Problem
Filter the records for lines holding the string "this".

Input rows

*-*-*

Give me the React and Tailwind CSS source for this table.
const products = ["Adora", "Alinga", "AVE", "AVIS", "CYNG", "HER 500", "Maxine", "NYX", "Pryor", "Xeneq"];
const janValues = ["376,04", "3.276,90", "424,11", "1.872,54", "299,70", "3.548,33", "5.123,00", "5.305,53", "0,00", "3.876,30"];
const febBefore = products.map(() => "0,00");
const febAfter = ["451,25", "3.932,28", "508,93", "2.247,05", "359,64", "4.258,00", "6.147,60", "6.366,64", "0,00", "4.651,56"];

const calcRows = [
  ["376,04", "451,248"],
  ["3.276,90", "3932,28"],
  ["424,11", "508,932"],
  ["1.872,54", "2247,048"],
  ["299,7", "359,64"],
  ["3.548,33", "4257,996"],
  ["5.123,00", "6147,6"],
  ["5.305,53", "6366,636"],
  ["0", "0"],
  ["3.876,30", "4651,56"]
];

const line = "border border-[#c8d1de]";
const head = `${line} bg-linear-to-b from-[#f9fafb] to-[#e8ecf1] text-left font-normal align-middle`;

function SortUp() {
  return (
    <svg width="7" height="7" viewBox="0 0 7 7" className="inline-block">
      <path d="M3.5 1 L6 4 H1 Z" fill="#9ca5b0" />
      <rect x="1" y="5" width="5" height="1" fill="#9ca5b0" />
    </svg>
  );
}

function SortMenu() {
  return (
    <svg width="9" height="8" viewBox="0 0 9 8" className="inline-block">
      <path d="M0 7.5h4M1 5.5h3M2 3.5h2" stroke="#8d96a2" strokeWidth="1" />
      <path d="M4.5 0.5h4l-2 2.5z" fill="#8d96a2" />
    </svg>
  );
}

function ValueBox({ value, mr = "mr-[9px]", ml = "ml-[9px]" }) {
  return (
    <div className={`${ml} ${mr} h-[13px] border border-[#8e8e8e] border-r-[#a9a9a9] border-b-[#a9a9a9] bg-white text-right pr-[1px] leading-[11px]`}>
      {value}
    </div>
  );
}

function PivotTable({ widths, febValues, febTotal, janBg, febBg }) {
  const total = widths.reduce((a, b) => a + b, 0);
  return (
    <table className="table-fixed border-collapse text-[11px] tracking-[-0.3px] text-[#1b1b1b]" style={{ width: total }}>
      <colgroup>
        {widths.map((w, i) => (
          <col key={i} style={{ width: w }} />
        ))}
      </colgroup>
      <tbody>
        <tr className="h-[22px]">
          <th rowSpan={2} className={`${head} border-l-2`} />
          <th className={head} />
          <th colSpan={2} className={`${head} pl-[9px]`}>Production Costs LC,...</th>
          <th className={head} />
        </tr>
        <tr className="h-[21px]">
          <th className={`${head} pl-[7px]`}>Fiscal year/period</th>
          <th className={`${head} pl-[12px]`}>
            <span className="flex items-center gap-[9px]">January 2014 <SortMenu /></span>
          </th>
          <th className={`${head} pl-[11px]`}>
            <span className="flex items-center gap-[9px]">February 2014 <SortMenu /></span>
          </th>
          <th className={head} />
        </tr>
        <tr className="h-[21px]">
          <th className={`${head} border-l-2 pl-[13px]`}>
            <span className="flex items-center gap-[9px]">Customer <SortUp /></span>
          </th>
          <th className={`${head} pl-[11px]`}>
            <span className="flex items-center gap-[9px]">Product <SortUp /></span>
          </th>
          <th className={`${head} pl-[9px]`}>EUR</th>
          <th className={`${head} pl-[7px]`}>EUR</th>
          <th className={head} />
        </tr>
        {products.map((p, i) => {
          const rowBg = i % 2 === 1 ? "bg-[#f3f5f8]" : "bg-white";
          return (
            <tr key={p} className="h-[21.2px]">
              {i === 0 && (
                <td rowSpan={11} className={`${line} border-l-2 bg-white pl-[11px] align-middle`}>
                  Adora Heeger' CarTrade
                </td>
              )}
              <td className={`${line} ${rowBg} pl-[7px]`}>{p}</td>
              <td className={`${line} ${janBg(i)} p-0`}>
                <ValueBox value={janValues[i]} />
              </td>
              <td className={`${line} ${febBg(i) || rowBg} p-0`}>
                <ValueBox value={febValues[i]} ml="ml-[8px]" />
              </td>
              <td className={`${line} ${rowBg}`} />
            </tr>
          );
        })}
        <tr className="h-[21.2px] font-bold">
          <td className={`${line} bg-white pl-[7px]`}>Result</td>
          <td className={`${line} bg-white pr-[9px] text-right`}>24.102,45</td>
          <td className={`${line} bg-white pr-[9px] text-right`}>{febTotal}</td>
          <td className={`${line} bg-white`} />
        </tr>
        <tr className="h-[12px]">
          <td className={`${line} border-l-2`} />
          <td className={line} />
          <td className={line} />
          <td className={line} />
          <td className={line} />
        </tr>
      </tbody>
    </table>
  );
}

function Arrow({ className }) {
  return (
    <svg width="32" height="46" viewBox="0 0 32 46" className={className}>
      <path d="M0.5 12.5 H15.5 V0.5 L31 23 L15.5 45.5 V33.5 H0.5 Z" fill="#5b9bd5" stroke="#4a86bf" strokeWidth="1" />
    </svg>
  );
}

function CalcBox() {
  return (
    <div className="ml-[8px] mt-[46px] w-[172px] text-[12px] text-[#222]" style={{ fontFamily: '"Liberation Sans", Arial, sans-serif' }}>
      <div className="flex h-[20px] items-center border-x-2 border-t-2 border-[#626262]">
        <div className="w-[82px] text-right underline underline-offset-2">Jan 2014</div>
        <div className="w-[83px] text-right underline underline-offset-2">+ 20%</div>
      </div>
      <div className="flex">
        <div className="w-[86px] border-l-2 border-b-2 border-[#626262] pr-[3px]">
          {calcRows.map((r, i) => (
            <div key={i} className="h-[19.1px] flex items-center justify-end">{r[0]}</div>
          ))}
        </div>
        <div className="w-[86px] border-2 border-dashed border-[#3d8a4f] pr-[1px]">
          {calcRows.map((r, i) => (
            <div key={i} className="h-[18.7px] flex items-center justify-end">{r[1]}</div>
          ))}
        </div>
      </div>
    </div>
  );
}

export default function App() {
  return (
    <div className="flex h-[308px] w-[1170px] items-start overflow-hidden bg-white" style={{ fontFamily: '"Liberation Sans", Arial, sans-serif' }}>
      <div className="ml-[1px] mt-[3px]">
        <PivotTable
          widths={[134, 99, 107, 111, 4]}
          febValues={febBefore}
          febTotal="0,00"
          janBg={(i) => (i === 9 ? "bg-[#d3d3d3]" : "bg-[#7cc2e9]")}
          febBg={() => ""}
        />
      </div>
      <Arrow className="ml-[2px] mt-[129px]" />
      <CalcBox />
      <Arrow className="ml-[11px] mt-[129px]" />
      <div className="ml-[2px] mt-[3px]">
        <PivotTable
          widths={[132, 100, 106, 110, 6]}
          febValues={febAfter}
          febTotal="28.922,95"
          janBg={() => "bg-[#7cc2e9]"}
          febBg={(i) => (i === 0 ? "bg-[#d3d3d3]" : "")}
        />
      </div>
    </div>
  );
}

*-*-*

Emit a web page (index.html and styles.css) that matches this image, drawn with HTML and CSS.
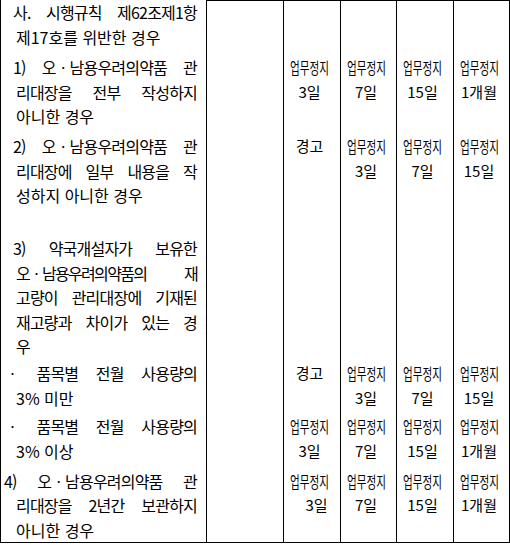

*-*-*

Correct result
Give me the React and Tailwind CSS source for this table.
Emit a web page (index.html and styles.css) that matches this image, drawn with HTML and CSS.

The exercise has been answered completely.